__INSTRUCTIONS TO FOLLOW__
Restate, word for word, all of the material shown below.

__DATASET EXCERPT__
-- begin --

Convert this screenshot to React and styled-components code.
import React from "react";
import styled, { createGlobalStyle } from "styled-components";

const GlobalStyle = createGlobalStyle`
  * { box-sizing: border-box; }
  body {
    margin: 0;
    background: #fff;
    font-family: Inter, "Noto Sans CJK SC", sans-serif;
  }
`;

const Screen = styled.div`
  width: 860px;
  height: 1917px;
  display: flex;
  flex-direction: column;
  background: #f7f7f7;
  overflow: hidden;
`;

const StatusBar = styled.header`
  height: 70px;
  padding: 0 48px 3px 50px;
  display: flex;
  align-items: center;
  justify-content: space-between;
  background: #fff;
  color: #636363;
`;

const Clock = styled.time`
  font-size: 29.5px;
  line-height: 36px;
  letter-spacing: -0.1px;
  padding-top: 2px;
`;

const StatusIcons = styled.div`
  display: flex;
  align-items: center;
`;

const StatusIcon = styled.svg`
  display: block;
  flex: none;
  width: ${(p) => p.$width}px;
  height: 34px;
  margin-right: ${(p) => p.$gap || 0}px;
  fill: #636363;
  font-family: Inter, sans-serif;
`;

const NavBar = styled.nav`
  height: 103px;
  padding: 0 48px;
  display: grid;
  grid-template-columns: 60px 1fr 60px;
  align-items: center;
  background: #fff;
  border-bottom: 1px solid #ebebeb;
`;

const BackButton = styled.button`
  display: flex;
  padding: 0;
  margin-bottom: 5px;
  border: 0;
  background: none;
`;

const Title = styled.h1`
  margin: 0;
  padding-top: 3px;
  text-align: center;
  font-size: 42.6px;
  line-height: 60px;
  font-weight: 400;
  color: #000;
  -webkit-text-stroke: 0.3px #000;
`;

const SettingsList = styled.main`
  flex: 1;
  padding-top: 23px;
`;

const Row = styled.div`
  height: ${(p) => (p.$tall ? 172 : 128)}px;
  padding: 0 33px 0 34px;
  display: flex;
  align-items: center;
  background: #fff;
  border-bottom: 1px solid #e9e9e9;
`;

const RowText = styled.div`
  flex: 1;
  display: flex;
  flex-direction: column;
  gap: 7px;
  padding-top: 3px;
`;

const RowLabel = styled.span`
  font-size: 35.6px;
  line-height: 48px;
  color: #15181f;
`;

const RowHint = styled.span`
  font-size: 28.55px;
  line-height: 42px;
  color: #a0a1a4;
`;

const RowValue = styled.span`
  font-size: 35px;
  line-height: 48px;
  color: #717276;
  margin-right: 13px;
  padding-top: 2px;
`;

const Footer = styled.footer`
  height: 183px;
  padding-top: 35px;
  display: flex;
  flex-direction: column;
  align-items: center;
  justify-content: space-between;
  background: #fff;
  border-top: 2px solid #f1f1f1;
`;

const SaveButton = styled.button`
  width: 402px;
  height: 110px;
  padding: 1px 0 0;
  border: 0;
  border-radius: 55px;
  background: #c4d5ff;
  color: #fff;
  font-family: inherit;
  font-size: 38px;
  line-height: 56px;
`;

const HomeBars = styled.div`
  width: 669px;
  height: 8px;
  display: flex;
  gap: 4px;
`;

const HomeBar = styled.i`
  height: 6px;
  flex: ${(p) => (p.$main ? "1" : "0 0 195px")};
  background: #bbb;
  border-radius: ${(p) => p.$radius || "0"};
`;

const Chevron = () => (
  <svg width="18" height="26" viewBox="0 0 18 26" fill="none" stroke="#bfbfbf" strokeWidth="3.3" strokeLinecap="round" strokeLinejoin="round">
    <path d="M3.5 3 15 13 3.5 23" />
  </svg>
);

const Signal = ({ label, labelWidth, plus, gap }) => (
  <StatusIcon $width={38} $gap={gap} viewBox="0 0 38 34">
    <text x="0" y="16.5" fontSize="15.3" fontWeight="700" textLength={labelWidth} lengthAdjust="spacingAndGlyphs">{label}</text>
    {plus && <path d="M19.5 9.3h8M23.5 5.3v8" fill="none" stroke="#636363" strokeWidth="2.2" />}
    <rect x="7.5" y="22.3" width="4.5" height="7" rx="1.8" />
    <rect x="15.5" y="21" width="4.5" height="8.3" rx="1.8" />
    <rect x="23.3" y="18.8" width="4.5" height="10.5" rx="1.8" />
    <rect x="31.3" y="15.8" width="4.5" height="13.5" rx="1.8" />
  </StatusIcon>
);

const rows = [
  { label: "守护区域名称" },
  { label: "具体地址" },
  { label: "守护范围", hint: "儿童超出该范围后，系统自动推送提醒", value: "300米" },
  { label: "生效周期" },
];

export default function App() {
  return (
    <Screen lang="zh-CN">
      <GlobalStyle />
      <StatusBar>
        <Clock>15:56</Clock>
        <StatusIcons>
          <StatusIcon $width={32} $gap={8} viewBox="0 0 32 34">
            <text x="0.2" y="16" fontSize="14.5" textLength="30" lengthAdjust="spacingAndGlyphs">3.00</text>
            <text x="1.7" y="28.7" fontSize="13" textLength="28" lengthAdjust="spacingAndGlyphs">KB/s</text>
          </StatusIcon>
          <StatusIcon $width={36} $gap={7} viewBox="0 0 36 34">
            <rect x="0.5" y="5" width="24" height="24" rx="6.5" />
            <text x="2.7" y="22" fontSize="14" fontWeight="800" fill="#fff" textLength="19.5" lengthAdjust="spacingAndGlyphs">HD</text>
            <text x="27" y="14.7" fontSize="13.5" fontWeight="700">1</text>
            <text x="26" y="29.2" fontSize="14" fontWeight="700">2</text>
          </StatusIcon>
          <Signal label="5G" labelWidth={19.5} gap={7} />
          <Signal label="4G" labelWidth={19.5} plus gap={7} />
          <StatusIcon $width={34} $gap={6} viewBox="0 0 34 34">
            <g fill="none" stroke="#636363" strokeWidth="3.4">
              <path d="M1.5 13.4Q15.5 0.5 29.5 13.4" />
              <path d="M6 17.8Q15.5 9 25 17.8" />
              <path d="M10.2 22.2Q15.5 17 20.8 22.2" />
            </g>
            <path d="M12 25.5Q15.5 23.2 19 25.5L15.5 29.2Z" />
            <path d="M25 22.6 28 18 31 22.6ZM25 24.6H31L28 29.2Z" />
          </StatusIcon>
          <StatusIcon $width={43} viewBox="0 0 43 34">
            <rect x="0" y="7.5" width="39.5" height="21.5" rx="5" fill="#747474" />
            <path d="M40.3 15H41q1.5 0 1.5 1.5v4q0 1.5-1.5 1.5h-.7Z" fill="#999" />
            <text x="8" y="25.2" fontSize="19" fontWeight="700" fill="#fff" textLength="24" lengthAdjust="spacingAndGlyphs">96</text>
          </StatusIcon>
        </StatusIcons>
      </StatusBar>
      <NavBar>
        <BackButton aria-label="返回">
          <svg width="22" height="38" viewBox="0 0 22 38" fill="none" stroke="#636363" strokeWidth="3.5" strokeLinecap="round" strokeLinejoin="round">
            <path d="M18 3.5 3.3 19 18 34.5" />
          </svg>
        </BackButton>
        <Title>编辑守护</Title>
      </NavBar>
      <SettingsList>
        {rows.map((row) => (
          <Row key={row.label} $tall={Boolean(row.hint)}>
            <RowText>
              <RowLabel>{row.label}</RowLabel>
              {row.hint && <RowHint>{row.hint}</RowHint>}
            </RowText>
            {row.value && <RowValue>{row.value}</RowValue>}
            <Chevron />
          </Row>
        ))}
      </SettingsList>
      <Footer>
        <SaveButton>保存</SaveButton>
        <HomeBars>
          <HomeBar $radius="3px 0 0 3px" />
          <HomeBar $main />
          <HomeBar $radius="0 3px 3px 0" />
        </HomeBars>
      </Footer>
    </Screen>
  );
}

-- end --

__RESPONSE TO THIS EXERCISE__
Convert this screenshot to React and styled-components code.
import React from "react";
import styled, { createGlobalStyle } from "styled-components";

const GlobalStyle = createGlobalStyle`
  * { box-sizing: border-box; }
  body {
    margin: 0;
    background: #fff;
    font-family: Inter, "Noto Sans CJK SC", sans-serif;
  }
`;

const Screen = styled.div`
  width: 860px;
  height: 1917px;
  display: flex;
  flex-direction: column;
  background: #f7f7f7;
  overflow: hidden;
`;

const StatusBar = styled.header`
  height: 70px;
  padding: 0 48px 3px 50px;
  display: flex;
  align-items: center;
  justify-content: space-between;
  background: #fff;
  color: #636363;
`;

const Clock = styled.time`
  font-size: 29.5px;
  line-height: 36px;
  letter-spacing: -0.1px;
  padding-top: 2px;
`;

const StatusIcons = styled.div`
  display: flex;
  align-items: center;
`;

const StatusIcon = styled.svg`
  display: block;
  flex: none;
  width: ${(p) => p.$width}px;
  height: 34px;
  margin-right: ${(p) => p.$gap || 0}px;
  fill: #636363;
  font-family: Inter, sans-serif;
`;

const NavBar = styled.nav`
  height: 103px;
  padding: 0 48px;
  display: grid;
  grid-template-columns: 60px 1fr 60px;
  align-items: center;
  background: #fff;
  border-bottom: 1px solid #ebebeb;
`;

const BackButton = styled.button`
  display: flex;
  padding: 0;
  margin-bottom: 5px;
  border: 0;
  background: none;
`;

const Title = styled.h1`
  margin: 0;
  padding-top: 3px;
  text-align: center;
  font-size: 42.6px;
  line-height: 60px;
  font-weight: 400;
  color: #000;
  -webkit-text-stroke: 0.3px #000;
`;

const SettingsList = styled.main`
  flex: 1;
  padding-top: 23px;
`;

const Row = styled.div`
  height: ${(p) => (p.$tall ? 172 : 128)}px;
  padding: 0 33px 0 34px;
  display: flex;
  align-items: center;
  background: #fff;
  border-bottom: 1px solid #e9e9e9;
`;

const RowText = styled.div`
  flex: 1;
  display: flex;
  flex-direction: column;
  gap: 7px;
  padding-top: 3px;
`;

const RowLabel = styled.span`
  font-size: 35.6px;
  line-height: 48px;
  color: #15181f;
`;

const RowHint = styled.span`
  font-size: 28.55px;
  line-height: 42px;
  color: #a0a1a4;
`;

const RowValue = styled.span`
  font-size: 35px;
  line-height: 48px;
  color: #717276;
  margin-right: 13px;
  padding-top: 2px;
`;

const Footer = styled.footer`
  height: 183px;
  padding-top: 35px;
  display: flex;
  flex-direction: column;
  align-items: center;
  justify-content: space-between;
  background: #fff;
  border-top: 2px solid #f1f1f1;
`;

const SaveButton = styled.button`
  width: 402px;
  height: 110px;
  padding: 1px 0 0;
  border: 0;
  border-radius: 55px;
  background: #c4d5ff;
  color: #fff;
  font-family: inherit;
  font-size: 38px;
  line-height: 56px;
`;

const HomeBars = styled.div`
  width: 669px;
  height: 8px;
  display: flex;
  gap: 4px;
`;

const HomeBar = styled.i`
  height: 6px;
  flex: ${(p) => (p.$main ? "1" : "0 0 195px")};
  background: #bbb;
  border-radius: ${(p) => p.$radius || "0"};
`;

const Chevron = () => (
  <svg width="18" height="26" viewBox="0 0 18 26" fill="none" stroke="#bfbfbf" strokeWidth="3.3" strokeLinecap="round" strokeLinejoin="round">
    <path d="M3.5 3 15 13 3.5 23" />
  </svg>
);

const Signal = ({ label, labelWidth, plus, gap }) => (
  <StatusIcon $width={38} $gap={gap} viewBox="0 0 38 34">
    <text x="0" y="16.5" fontSize="15.3" fontWeight="700" textLength={labelWidth} lengthAdjust="spacingAndGlyphs">{label}</text>
    {plus && <path d="M19.5 9.3h8M23.5 5.3v8" fill="none" stroke="#636363" strokeWidth="2.2" />}
    <rect x="7.5" y="22.3" width="4.5" height="7" rx="1.8" />
    <rect x="15.5" y="21" width="4.5" height="8.3" rx="1.8" />
    <rect x="23.3" y="18.8" width="4.5" height="10.5" rx="1.8" />
    <rect x="31.3" y="15.8" width="4.5" height="13.5" rx="1.8" />
  </StatusIcon>
);

const rows = [
  { label: "守护区域名称" },
  { label: "具体地址" },
  { label: "守护范围", hint: "儿童超出该范围后，系统自动推送提醒", value: "300米" },
  { label: "生效周期" },
];

export default function App() {
  return (
    <Screen lang="zh-CN">
      <GlobalStyle />
      <StatusBar>
        <Clock>15:56</Clock>
        <StatusIcons>
          <StatusIcon $width={32} $gap={8} viewBox="0 0 32 34">
            <text x="0.2" y="16" fontSize="14.5" textLength="30" lengthAdjust="spacingAndGlyphs">3.00</text>
            <text x="1.7" y="28.7" fontSize="13" textLength="28" lengthAdjust="spacingAndGlyphs">KB/s</text>
          </StatusIcon>
          <StatusIcon $width={36} $gap={7} viewBox="0 0 36 34">
            <rect x="0.5" y="5" width="24" height="24" rx="6.5" />
            <text x="2.7" y="22" fontSize="14" fontWeight="800" fill="#fff" textLength="19.5" lengthAdjust="spacingAndGlyphs">HD</text>
            <text x="27" y="14.7" fontSize="13.5" fontWeight="700">1</text>
            <text x="26" y="29.2" fontSize="14" fontWeight="700">2</text>
          </StatusIcon>
          <Signal label="5G" labelWidth={19.5} gap={7} />
          <Signal label="4G" labelWidth={19.5} plus gap={7} />
          <StatusIcon $width={34} $gap={6} viewBox="0 0 34 34">
            <g fill="none" stroke="#636363" strokeWidth="3.4">
              <path d="M1.5 13.4Q15.5 0.5 29.5 13.4" />
              <path d="M6 17.8Q15.5 9 25 17.8" />
              <path d="M10.2 22.2Q15.5 17 20.8 22.2" />
            </g>
            <path d="M12 25.5Q15.5 23.2 19 25.5L15.5 29.2Z" />
            <path d="M25 22.6 28 18 31 22.6ZM25 24.6H31L28 29.2Z" />
          </StatusIcon>
          <StatusIcon $width={43} viewBox="0 0 43 34">
            <rect x="0" y="7.5" width="39.5" height="21.5" rx="5" fill="#747474" />
            <path d="M40.3 15H41q1.5 0 1.5 1.5v4q0 1.5-1.5 1.5h-.7Z" fill="#999" />
            <text x="8" y="25.2" fontSize="19" fontWeight="700" fill="#fff" textLength="24" lengthAdjust="spacingAndGlyphs">96</text>
          </StatusIcon>
        </StatusIcons>
      </StatusBar>
      <NavBar>
        <BackButton aria-label="返回">
          <svg width="22" height="38" viewBox="0 0 22 38" fill="none" stroke="#636363" strokeWidth="3.5" strokeLinecap="round" strokeLinejoin="round">
            <path d="M18 3.5 3.3 19 18 34.5" />
          </svg>
        </BackButton>
        <Title>编辑守护</Title>
      </NavBar>
      <SettingsList>
        {rows.map((row) => (
          <Row key={row.label} $tall={Boolean(row.hint)}>
            <RowText>
              <RowLabel>{row.label}</RowLabel>
              {row.hint && <RowHint>{row.hint}</RowHint>}
            </RowText>
            {row.value && <RowValue>{row.value}</RowValue>}
            <Chevron />
          </Row>
        ))}
      </SettingsList>
      <Footer>
        <SaveButton>保存</SaveButton>
        <HomeBars>
          <HomeBar $radius="3px 0 0 3px" />
          <HomeBar $main />
          <HomeBar $radius="0 3px 3px 0" />
        </HomeBars>
      </Footer>
    </Screen>
  );
}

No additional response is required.